I stumbled upon the linked article on twitter. And it seems impressive. They are running their two billion dollar IT business on one single managed postgres instance. They started to migrate away from that when they hit the two billion mark in 2020. But instead of choosing a NoSQL system, they chose to stick with Postgres. They split groups of tables into different database instances.
Given that a two billion dollar company can run on a single Postgres instance like that, I have high hopes that no Lemmy instance will ever hit a limit with that.
At the moment it seems though that some parts of lemmy use Postgres in an inefficient way, so there may be some engineering necessary. But in the end I am positive that even an instance with 100k users should be able to run lemmy as it is, with a single postgres instance.
In your comment you tell they preferred maintain Postgres over a NoSQL database. I think SQL and NoSQL database have different scopes. While SQL are the best option for structured data (like I think is the case of Lemmy), NoSQL databases are better for unstructured data. So the best option depends of the context. About the SQL database performance, today different solutions and options exist to deal with this problem despite the amount of data managed: from in memory databases to a rack of front servers working against a RAID cabin of SSD disks, the capability of make table splits by some field like year to speed up the response time, etc
Do you mind sharing a link to that article? Sounds interesting!

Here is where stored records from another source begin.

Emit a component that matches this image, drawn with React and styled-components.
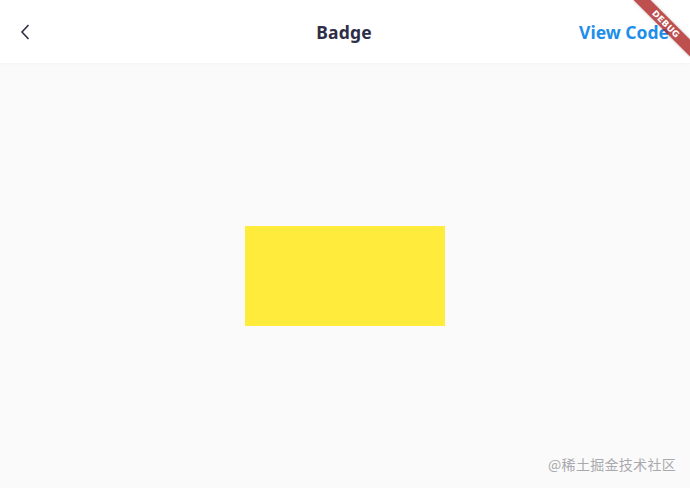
import styled, { createGlobalStyle } from "styled-components"

const Global = createGlobalStyle`
  html, body {
    margin: 0;
    padding: 0;
    background: #fafafa;
    font-family: "Noto Sans", "Open Sans", sans-serif;
  }
`

const Page = styled.div`
  position: relative;
  width: 690px;
  height: 488px;
  display: flex;
  flex-direction: column;
  overflow: hidden;
  background: #fafafa;
`

const Header = styled.header`
  height: 63px;
  flex-shrink: 0;
  background: #ffffff;
  display: grid;
  grid-template-columns: 1fr auto 1fr;
  align-items: center;
  padding: 0 21px 0 16px;
  box-shadow: 0 1px 2px rgba(0, 0, 0, 0.03);
`

const BackButton = styled.button`
  justify-self: start;
  border: none;
  background: transparent;
  padding: 0;
  width: 18px;
  height: 18px;
  display: flex;
  align-items: center;
  justify-content: center;
  cursor: pointer;
`

const Title = styled.h1`
  margin: 0 0 0 3px;
  font-size: 17.5px;
  font-weight: 700;
  color: #2f2e47;
  letter-spacing: 0.2px;
`

const ViewCode = styled.a`
  justify-self: end;
  font-size: 17.5px;
  font-weight: 700;
  color: #1e8ee8;
  text-decoration: none;
`

const Body = styled.main`
  flex: 1;
  display: flex;
  align-items: center;
  justify-content: center;
`

const BadgeBox = styled.div`
  width: 200px;
  height: 100px;
  background: #ffeb3b;
  margin-top: 1px;
`

const Watermark = styled.div`
  position: absolute;
  right: 14px;
  bottom: 14px;
  font-family: "Noto Sans CJK SC", "Noto Sans", sans-serif;
  font-size: 14px;
  color: #a9a9ad;
  letter-spacing: 0.3px;
`

const DebugBanner = styled.div`
  position: absolute;
  top: 18px;
  right: -16px;
  width: 80px;
  height: 12px;
  background: rgba(170, 30, 30, 0.78);
  transform: rotate(45deg);
  display: flex;
  align-items: center;
  justify-content: center;
  color: #ffffff;
  font-family: "DejaVu Sans", sans-serif;
  font-weight: 900;
  font-size: 8.5px;
  letter-spacing: 0.4px;
  box-shadow: 0 0 3px rgba(0, 0, 0, 0.25);
`

const App = () => {
  return (
    <Page>
      <Global />
      <Header>
        <BackButton aria-label="Back">
          <svg width="10" height="16" viewBox="0 0 10 16">
            <path d="M8.5 1 L2 8 L8.5 15" fill="none" stroke="#2f2e47" strokeWidth="1.6" />
          </svg>
        </BackButton>
        <Title>Badge</Title>
        <ViewCode href="#">View Code</ViewCode>
      </Header>
      <Body>
        <BadgeBox />
      </Body>
      <Watermark>@稀土掘金技术社区</Watermark>
      <DebugBanner>DEBUG</DebugBanner>
    </Page>
  )
}

export default App
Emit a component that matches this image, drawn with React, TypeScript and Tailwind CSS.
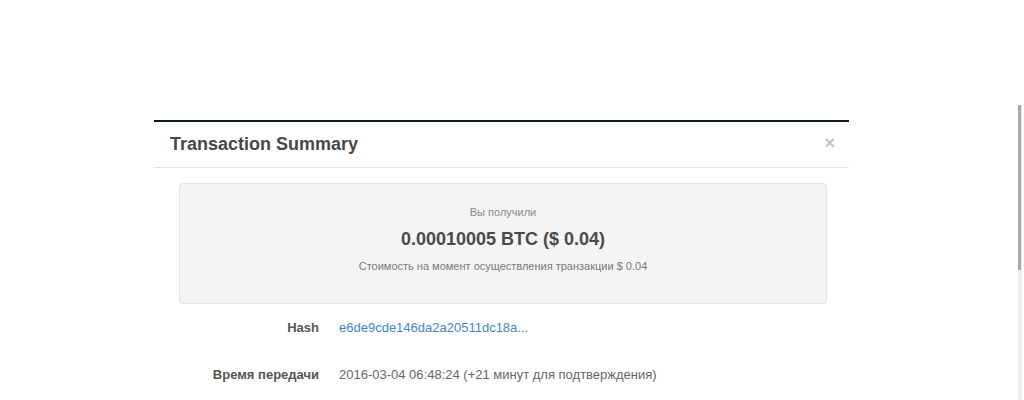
import React from 'react';

interface Row {
  label: string;
  value: string;
  link?: boolean;
}

const rows: Row[] = [
  { label: 'Hash', value: 'e6de9cde146da2a20511dc18a...', link: true },
  { label: 'Время передачи', value: '2016-03-04 06:48:24 (+21 минут для подтверждения)' },
];

export default function App() {
  return (
    <div className="relative h-[400px] w-[1024px] overflow-hidden bg-white font-['Liberation_Sans',Arial,sans-serif]">
      <div className="pl-[154px] pt-[120px]">
        <div className="w-[695px] border-t-2 border-[#0b1c26] bg-white">
          {/* header */}
          <div className="flex h-[46px] items-center justify-between border-b border-[#e5e5e5] pb-[2px] pl-4 pr-[14px]">
            <h4 className="text-[18px] font-bold leading-[22px] text-[#484848]">Transaction Summary</h4>
            <span className="mb-[2px] text-[18px] font-bold leading-none text-[#c4c4c4]">×</span>
          </div>

          {/* body */}
          <div className="pl-[25px] pr-[22px] pt-[15px]">
            <div className="flex h-[121px] flex-col items-center rounded border border-[#e3e3e3] bg-[#f4f4f4] pt-[20px]">
              <p className="text-[11px] leading-4 text-[#8a8a8a]">Вы получили</p>
              <p className="mt-2 text-[18px] font-bold leading-[22px] text-[#4a4a4a]">0.00010005 BTC ($ 0.04)</p>
              <p className="mt-2 text-[11px] leading-4 text-[#7a7a7a]">
                Стоимость на момент осуществления транзакции $ 0.04
              </p>
            </div>

            <div className="mt-[14px] flex flex-col gap-[27px]">
              {rows.map((row) => (
                <div key={row.label} className="flex text-[13px] leading-5">
                  <div className="w-[140px] text-right font-bold text-[#555]">{row.label}</div>
                  <div className={row.link ? 'pl-5 text-[#3c88c6]' : 'pl-5 text-[#666]'}>{row.value}</div>
                </div>
              ))}
            </div>
          </div>
        </div>
      </div>

      {/* scrollbar of the frame */}
      <div className="absolute right-[2px] top-[105px] h-[295px] w-[4px] bg-[#efefef]">
        <div className="h-[165px] w-[3px] bg-[#a8a8a8]" />
      </div>
    </div>
  );
}
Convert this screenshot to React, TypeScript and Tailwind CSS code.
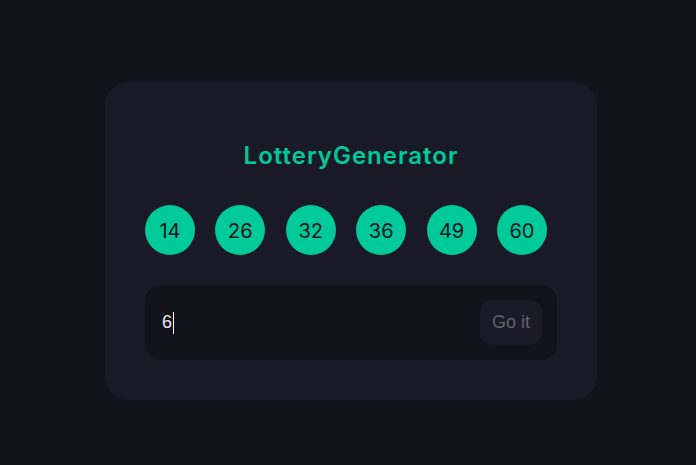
import React from 'react'

const NUMBERS = [14, 26, 32, 36, 49, 60]

export default function App() {
  return (
    <div className="min-h-[465px] w-full bg-[#13131c] pt-[82px] pl-[105px]">
      <div className="w-[492px] h-[318px] rounded-[24px] bg-[#1a1a27] px-10 flex flex-col">
        <h1
          className="mt-[58px] text-center text-[24px] leading-[32px] font-semibold tracking-[1px] text-[#00c99a]"
          style={{ fontFamily: 'Inter, "Open Sans", sans-serif' }}
        >
          LotteryGenerator
        </h1>

        {/* 공 */}
        <div className="mt-[33px] w-[402px] flex justify-between">
          {NUMBERS.map((n) => (
            <div
              key={n}
              className="w-[50px] h-[50px] rounded-full bg-[#00c99a] flex items-center justify-center pt-px text-[20px] text-[#14141c]"
              style={{ fontFamily: 'Inter, "Open Sans", sans-serif' }}
            >
              {n}
            </div>
          ))}
        </div>

        {/* 입력 */}
        <div className="mt-[30px] h-[75px] rounded-[16px] bg-[#13131c] flex items-center pl-[17px] pr-[15px]">
          <div
            className="flex-1 flex items-center text-[18px] text-[#e8e8ee]"
            style={{ fontFamily: '"Liberation Sans", Arial, sans-serif' }}
          >
            6<span className="ml-px w-px h-[22px] bg-white" />
          </div>
          <button
            className="w-[62px] h-[45px] rounded-[12px] bg-[#1a1a26] text-[18px] text-[#626269]"
            style={{ fontFamily: '"Liberation Sans", Arial, sans-serif' }}
          >
            Go it
          </button>
        </div>
      </div>
    </div>
  )
}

I think a lot of this has to do with your table design and general query efficiency. Choosing the wrong structure early on will force you to migrate earlier. If you’re really thoughtful and intentional with your DB design, I can definitely see a single Postgres instance scaling to handle the vast, vast majority of web applications.
The article link is the post :)
Ah! Apologies - still learning the ropes with Lemmy 😅
Yeah databases scale well in my experience, with good indexing and all it can all be handled reasonably well. Also managed serverless scaling is offered by AWS so that’s always cool.